Challenge: Look at each line of the records and count those with "this" in them. Please answer with the count alone.

Records to process:
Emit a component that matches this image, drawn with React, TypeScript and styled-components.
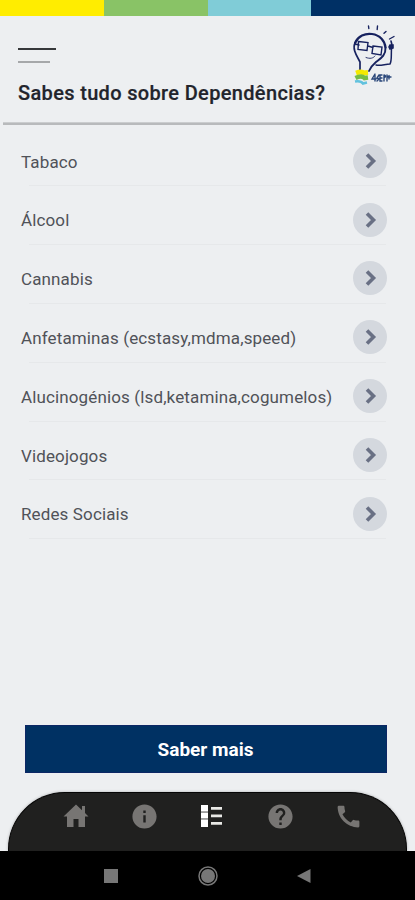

---

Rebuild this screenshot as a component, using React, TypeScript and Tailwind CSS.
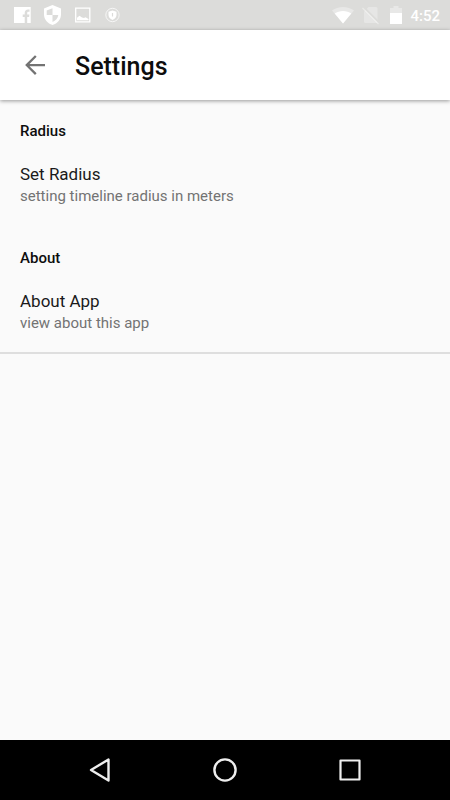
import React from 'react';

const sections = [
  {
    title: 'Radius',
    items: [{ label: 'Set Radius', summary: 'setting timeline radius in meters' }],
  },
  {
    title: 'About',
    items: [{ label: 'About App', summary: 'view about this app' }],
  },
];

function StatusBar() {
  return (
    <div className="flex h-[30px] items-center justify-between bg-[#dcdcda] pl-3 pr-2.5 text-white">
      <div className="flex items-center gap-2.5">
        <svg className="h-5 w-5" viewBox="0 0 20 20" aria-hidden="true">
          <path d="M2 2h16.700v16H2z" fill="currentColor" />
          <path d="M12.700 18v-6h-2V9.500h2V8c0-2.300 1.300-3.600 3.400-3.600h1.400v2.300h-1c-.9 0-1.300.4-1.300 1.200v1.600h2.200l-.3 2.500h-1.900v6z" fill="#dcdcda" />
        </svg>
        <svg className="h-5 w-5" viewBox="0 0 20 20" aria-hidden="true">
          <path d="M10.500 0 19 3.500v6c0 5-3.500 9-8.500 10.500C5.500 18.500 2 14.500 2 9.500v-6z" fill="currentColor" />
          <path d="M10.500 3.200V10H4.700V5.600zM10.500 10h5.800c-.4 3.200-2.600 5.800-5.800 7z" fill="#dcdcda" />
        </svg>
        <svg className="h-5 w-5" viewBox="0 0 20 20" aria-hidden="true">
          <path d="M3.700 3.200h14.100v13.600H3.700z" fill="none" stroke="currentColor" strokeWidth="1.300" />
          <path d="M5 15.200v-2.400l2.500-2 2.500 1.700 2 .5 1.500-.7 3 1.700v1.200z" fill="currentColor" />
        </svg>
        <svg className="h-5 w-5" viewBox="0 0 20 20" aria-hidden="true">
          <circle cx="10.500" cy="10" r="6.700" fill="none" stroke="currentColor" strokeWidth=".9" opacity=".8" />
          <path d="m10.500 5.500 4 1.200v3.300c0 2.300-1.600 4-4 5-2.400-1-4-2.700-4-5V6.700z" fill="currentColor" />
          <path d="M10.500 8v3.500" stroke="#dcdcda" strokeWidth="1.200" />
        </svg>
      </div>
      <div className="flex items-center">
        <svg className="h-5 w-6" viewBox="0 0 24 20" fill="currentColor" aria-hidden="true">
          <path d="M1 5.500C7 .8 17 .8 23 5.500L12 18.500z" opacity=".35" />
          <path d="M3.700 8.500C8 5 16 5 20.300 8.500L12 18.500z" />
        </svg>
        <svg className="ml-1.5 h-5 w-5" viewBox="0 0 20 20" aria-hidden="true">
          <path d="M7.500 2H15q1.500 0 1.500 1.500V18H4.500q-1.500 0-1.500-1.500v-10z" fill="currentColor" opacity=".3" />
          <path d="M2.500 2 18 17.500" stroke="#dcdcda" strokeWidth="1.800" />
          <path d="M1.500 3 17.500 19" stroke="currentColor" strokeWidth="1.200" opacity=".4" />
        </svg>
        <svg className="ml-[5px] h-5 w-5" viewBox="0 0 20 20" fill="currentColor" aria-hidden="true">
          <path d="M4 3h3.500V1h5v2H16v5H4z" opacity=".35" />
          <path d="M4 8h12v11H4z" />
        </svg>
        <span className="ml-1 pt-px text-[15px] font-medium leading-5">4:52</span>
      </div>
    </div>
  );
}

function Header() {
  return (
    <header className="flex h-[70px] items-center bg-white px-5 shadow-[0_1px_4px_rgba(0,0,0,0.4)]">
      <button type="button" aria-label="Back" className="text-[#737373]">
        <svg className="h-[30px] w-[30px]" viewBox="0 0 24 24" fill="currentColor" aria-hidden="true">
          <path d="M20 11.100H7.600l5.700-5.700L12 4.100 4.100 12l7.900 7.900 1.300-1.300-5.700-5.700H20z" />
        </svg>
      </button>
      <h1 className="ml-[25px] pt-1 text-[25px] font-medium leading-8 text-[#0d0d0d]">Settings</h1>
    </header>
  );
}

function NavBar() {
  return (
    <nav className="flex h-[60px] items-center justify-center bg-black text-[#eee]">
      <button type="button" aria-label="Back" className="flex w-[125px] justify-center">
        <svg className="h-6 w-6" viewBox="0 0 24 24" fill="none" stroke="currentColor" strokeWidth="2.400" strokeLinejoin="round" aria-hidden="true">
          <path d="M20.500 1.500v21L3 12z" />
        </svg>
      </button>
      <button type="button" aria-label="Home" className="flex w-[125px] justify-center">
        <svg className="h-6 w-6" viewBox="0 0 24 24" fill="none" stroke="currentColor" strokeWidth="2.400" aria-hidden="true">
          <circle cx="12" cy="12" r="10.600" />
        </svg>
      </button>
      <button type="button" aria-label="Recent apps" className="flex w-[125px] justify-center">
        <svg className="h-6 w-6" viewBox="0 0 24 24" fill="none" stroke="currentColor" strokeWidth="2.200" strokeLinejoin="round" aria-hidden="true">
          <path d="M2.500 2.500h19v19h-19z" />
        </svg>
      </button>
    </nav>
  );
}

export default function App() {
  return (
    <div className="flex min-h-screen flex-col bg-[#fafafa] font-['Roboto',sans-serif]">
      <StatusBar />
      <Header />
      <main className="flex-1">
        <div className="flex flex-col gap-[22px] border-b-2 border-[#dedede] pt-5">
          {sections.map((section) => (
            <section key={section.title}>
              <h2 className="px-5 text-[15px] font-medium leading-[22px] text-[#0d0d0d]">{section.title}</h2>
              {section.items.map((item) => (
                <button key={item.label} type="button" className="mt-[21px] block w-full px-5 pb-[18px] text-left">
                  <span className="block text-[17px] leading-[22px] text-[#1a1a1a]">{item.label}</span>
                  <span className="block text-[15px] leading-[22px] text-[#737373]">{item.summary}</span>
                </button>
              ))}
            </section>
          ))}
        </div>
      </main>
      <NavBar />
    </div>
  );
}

Written response: 3